During the course of the debate on 1 March on the draft Limitation Amendment (Northern Ireland) Order 1982 you raised a query in respect of the application of the Statute of Limitations (Northern Ireland) 1958 to Admiralty actions.
As I stated during the debate causes of action within the Admiralty jurisdiction of the High Court have not thus far been covered by the Statute of Limitations (Northern Ireland) 1958.A similar situation persisted in Great Britain until the enactment of the Limitation Amendment Act 1980.
The reason for the exclusion of Admiralty actions from the rules laid down in the various Statutes of Limitations is based on the fact that proceedings in Admiralty could be pursued "in rem". Actions in rem are peculiar to the Admiralty Jurisdiction and are distinguishable from ordinary common law forms of action.

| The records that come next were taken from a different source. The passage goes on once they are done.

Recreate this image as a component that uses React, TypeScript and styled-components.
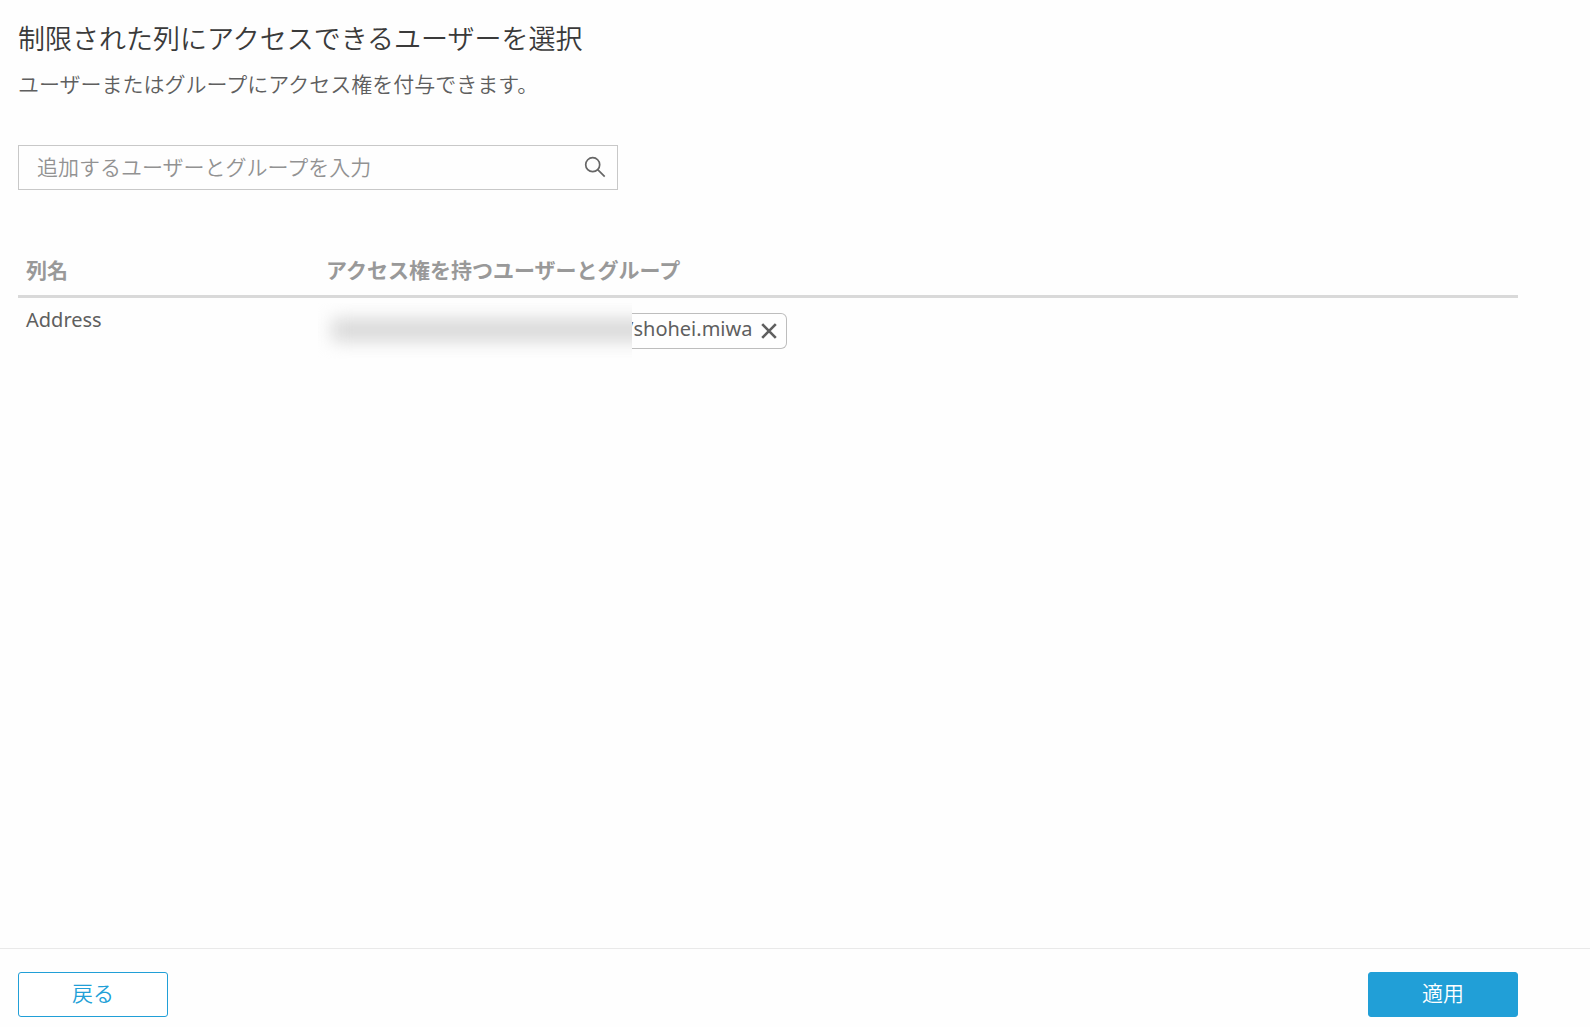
import React from "react";
import styled, { createGlobalStyle } from "styled-components";

const Global = createGlobalStyle`
  *, *::before, *::after { box-sizing: border-box; }
  body {
    margin: 0;
    background: #fefefe;
    color: #5f5f5f;
    font: 21px/32px "Noto Sans", "Noto Sans CJK JP", sans-serif;
  }
  button, input { font: inherit; }
`;

const Page = styled.div`
  min-height: 100vh;
  display: flex;
  flex-direction: column;
`;

const Content = styled.main`
  flex: 1;
  padding: 19px 72px 24px 18px;
`;

const Title = styled.h1`
  margin: 0;
  color: #3a3a3a;
  font-size: 27px;
  line-height: 40px;
  font-weight: 350;
`;

const Lead = styled.p`
  margin: 9px 0 45px;
  color: #5f5f5f;
  font-weight: 350;
`;

const Search = styled.label`
  display: flex;
  align-items: center;
  width: 600px;
  max-width: 100%;
  height: 45px;
  padding: 0 11px 2px 18px;
  border: 1px solid #c8c8c8;
`;

const SearchInput = styled.input`
  flex: 1;
  min-width: 0;
  padding: 0;
  border: 0;
  outline: 0;
  background: none;
  color: #444;
  font-weight: 350;
  &::placeholder { color: #929292; opacity: 1; }
`;

const Table = styled.table`
  width: 100%;
  margin-top: 61px;
  border-collapse: collapse;
  table-layout: fixed;
  text-align: left;
`;

const HeadCell = styled.th<{ $width?: string }>`
  width: ${(p) => p.$width ?? "auto"};
  padding: 3px 8px 9px;
  border-bottom: 3px solid #d9d9d9;
  color: #999;
  font-weight: 700;
`;

const Cell = styled.td`
  padding: 6px 8px;
  vertical-align: top;
  font-size: 20px;
`;

const Tag = styled.span`
  display: flex;
  align-items: center;
  height: 36px;
  margin-top: 9px;
`;

const Redacted = styled.span`
  position: relative;
  z-index: 1;
  width: 314px;
  height: 56px;
  margin: 0 -6px 0 -8px;
  padding: 16px 0 16px 14px;
  overflow: hidden;
  background: #fefefe;

  &::before {
    content: "";
    display: block;
    width: 320px;
    height: 22px;
    background: #d6d6d6;
    filter: blur(9px);
  }
`;

const TagName = styled.span`
  display: flex;
  align-items: center;
  height: 36px;
  padding: 0 9px 4px 0;
  border: 1px solid #bdbdbd;
  border-left: 0;
  border-radius: 0 6px 6px 0;
`;

const Remove = styled.button`
  display: flex;
  margin-left: 9px;
  padding: 4px 0 0;
  border: 0;
  background: none;
  color: #5f5f5f;
`;

const Footer = styled.footer`
  display: flex;
  justify-content: space-between;
  padding: 23px 72px 10px 18px;
  border-top: 1px solid #e9e9e9;
`;

const Action = styled.button<{ $primary?: boolean }>`
  width: 150px;
  height: 45px;
  padding: 0 0 4px;
  border: 1px solid #219fd7;
  border-radius: 3px;
  background: ${(p) => (p.$primary ? "#219fd7" : "#fff")};
  color: ${(p) => (p.$primary ? "#fff" : "#219fd7")};
  font-weight: 350;
`;

export default function App() {
  return (
    <Page>
      <Global />
      <Content>
        <Title>制限された列にアクセスできるユーザーを選択</Title>
        <Lead>ユーザーまたはグループにアクセス権を付与できます。</Lead>
        <Search>
          <SearchInput type="text" aria-label="追加するユーザーとグループを入力" placeholder="追加するユーザーとグループを入力" />
          <svg width="22" height="22" viewBox="0 0 22 22" fill="none" stroke="#666" strokeWidth="1.7" aria-hidden="true">
            <circle cx="8.7" cy="8.7" r="7" />
            <path d="M13.7 13.7l7 7" />
          </svg>
        </Search>
        <Table>
          <thead>
            <tr>
              <HeadCell $width="20%">列名</HeadCell>
              <HeadCell>アクセス権を持つユーザーとグループ</HeadCell>
            </tr>
          </thead>
          <tbody>
            <tr>
              <Cell>Address</Cell>
              <Cell>
                <Tag>
                  <Redacted />
                  <TagName>
                    /shohei.miwa
                    <Remove type="button" aria-label="削除">
                      <svg width="16" height="16" viewBox="0 0 16 16" stroke="currentColor" strokeWidth="2.6">
                        <path d="M1.2 1.2l13.6 13.6M14.8 1.2L1.2 14.8" />
                      </svg>
                    </Remove>
                  </TagName>
                </Tag>
              </Cell>
            </tr>
          </tbody>
        </Table>
      </Content>
      <Footer>
        <Action type="button">戻る</Action>
        <Action type="button" $primary>適用</Action>
      </Footer>
    </Page>
  );
}
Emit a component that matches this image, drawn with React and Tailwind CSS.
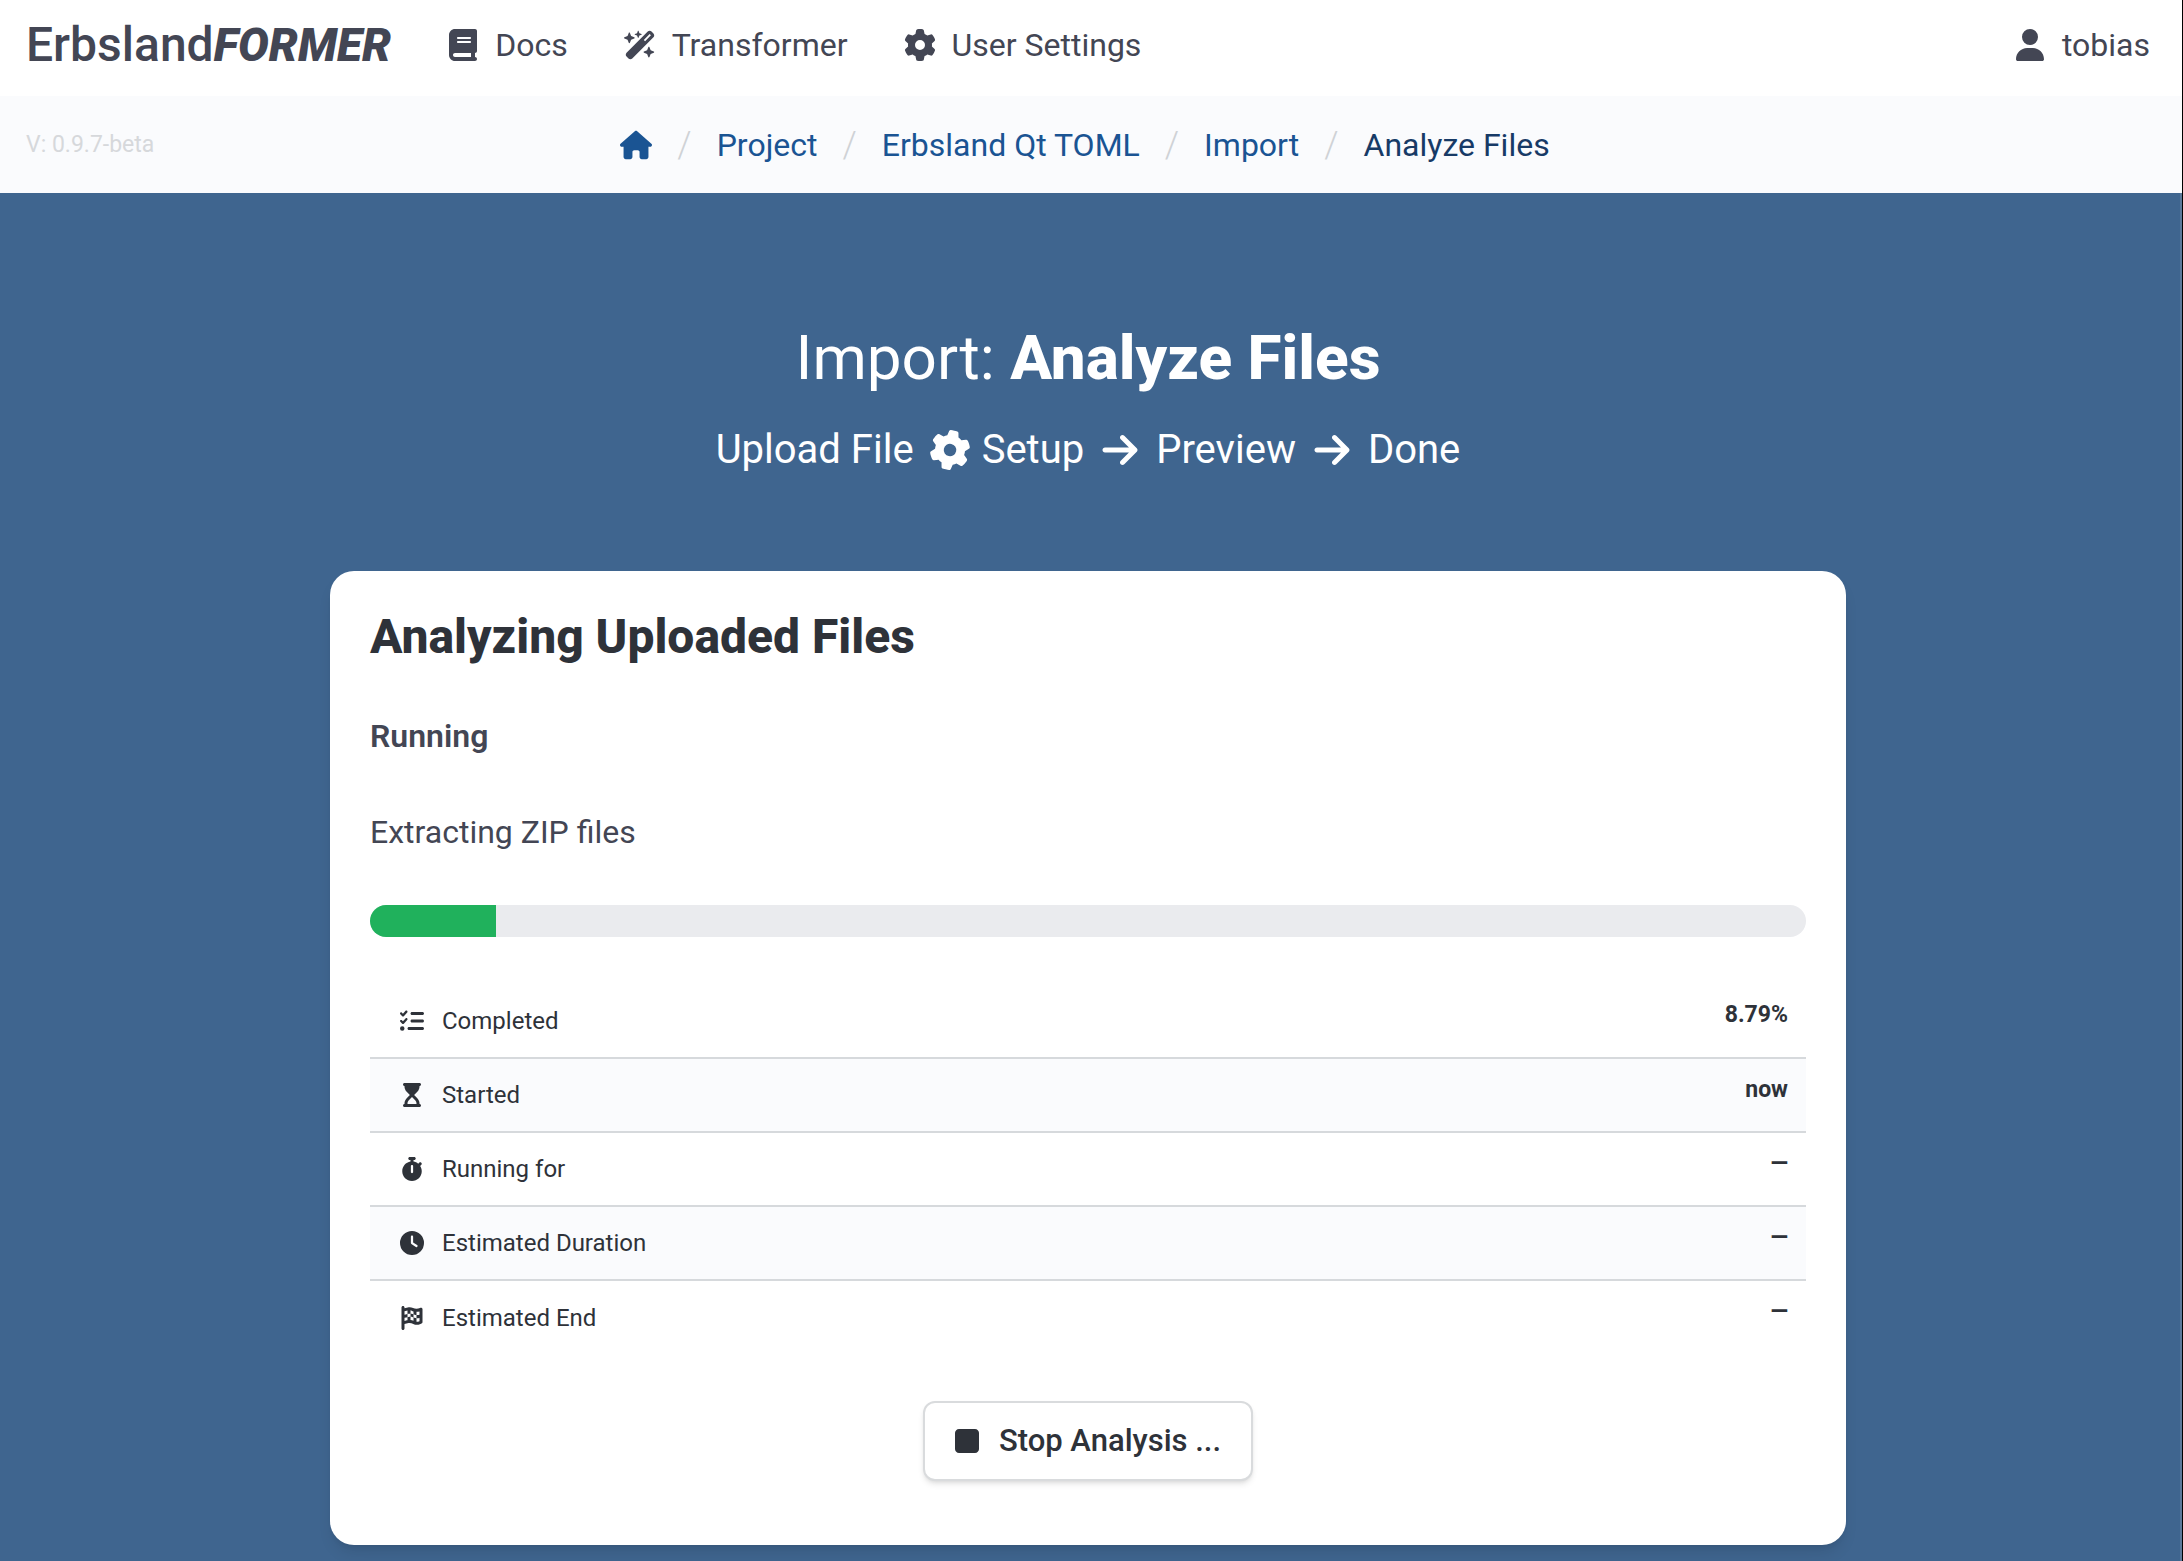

An action in rem is one in which the subject matter itself is sought to be affected and in which the claimant is enabled to arrest the ship, cargo or freight and have it detained in the custody of officers of the law until the claim has been adjudicated upon. It was considered that to have the normal rules of limitation apply to actions in rem would have created difficulties. The Law Reform Committee investigated this matter and concluded unanimously that the reason for the exclusion of Admiralty action from the normal rules of limitation was no longer sufficiently cogent and that the abolition of the exception would not in fact give rise to any difficulties in practice.